WORK INSTRUCTIONS —
Write out, word for word, every line from the first one through the line that holds "string; min: string;", and nothing else; skip the pictures.

SOURCE MATERIAL —
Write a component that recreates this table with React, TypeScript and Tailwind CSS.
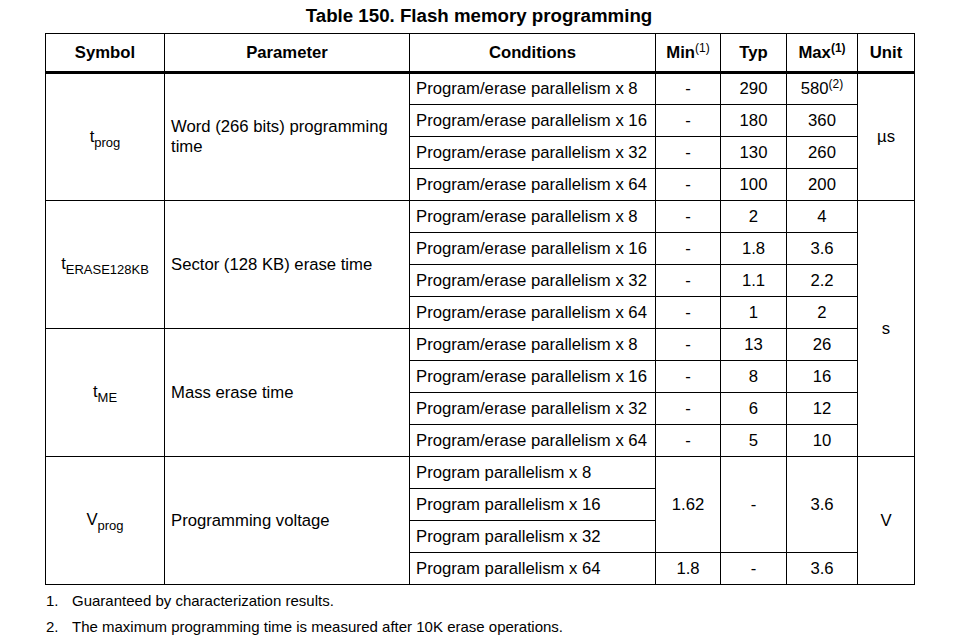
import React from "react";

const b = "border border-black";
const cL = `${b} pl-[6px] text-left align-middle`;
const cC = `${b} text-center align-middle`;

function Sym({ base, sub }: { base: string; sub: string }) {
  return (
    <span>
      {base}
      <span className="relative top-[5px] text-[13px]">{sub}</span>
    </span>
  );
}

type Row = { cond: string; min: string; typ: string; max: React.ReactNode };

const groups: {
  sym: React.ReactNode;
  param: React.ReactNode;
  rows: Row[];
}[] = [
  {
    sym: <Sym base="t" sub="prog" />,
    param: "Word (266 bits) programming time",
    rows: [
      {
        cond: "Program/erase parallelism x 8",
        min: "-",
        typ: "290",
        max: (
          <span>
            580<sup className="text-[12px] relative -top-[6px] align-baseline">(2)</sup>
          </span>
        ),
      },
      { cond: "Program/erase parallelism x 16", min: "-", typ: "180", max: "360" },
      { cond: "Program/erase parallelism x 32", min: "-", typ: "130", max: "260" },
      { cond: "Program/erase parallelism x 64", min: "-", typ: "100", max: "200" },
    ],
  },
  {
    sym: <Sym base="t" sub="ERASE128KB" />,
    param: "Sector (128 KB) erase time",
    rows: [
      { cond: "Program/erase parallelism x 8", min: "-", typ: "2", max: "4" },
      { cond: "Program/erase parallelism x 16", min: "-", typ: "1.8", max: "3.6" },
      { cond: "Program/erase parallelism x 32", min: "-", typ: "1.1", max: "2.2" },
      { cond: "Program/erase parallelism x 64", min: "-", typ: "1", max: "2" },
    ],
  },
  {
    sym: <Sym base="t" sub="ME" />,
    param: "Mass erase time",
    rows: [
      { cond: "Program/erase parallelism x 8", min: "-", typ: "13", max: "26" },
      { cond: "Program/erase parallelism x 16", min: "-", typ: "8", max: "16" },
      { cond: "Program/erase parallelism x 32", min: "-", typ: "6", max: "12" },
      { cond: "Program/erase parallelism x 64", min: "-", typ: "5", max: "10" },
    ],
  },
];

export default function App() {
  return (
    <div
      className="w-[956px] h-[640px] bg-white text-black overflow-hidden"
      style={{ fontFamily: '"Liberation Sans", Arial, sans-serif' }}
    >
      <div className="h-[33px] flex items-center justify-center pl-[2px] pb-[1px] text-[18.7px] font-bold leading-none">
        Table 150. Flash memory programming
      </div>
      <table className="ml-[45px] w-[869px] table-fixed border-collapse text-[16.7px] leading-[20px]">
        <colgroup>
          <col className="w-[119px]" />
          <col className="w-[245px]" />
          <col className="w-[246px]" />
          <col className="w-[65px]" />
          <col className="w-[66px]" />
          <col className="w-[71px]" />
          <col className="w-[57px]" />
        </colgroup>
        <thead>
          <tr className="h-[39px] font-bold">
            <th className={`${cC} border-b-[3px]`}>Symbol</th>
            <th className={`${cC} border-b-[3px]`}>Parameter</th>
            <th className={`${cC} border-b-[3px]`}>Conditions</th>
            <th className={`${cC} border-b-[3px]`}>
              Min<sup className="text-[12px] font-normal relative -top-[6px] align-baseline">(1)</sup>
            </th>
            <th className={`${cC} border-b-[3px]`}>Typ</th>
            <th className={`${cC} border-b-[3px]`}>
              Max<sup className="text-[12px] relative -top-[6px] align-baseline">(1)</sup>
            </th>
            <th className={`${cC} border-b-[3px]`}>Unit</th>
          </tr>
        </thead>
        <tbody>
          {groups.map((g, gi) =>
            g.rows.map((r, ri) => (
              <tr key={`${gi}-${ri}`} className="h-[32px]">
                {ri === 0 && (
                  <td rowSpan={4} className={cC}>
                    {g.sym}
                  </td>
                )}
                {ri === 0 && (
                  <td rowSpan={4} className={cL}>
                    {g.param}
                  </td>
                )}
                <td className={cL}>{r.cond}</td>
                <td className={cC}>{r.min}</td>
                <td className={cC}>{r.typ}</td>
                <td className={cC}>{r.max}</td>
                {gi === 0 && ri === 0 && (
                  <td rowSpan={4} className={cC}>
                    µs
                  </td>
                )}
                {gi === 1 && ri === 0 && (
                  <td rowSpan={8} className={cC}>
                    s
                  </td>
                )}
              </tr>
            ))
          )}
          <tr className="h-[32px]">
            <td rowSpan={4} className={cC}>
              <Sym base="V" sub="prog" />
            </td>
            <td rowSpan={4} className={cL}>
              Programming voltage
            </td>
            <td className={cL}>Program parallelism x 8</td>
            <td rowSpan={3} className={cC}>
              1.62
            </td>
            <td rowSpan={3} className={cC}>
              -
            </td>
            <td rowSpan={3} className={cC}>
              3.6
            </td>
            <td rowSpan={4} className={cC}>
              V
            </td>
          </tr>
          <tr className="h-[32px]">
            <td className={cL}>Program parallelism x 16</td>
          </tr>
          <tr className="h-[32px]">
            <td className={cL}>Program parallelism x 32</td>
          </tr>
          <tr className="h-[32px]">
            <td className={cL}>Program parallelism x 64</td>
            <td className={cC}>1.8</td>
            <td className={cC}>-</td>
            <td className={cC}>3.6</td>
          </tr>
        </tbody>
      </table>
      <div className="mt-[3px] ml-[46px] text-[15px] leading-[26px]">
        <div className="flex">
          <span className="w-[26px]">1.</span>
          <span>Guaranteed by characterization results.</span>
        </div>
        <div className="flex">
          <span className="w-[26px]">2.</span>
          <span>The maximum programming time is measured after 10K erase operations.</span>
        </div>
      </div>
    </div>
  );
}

FINAL ANSWER —
Write a component that recreates this table with React, TypeScript and Tailwind CSS.
import React from "react";

const b = "border border-black";
const cL = `${b} pl-[6px] text-left align-middle`;
const cC = `${b} text-center align-middle`;

function Sym({ base, sub }: { base: string; sub: string }) {
  return (
    <span>
      {base}
      <span className="relative top-[5px] text-[13px]">{sub}</span>
    </span>
  );
}

type Row = { cond: string; min: string; typ: string; max: React.ReactNode };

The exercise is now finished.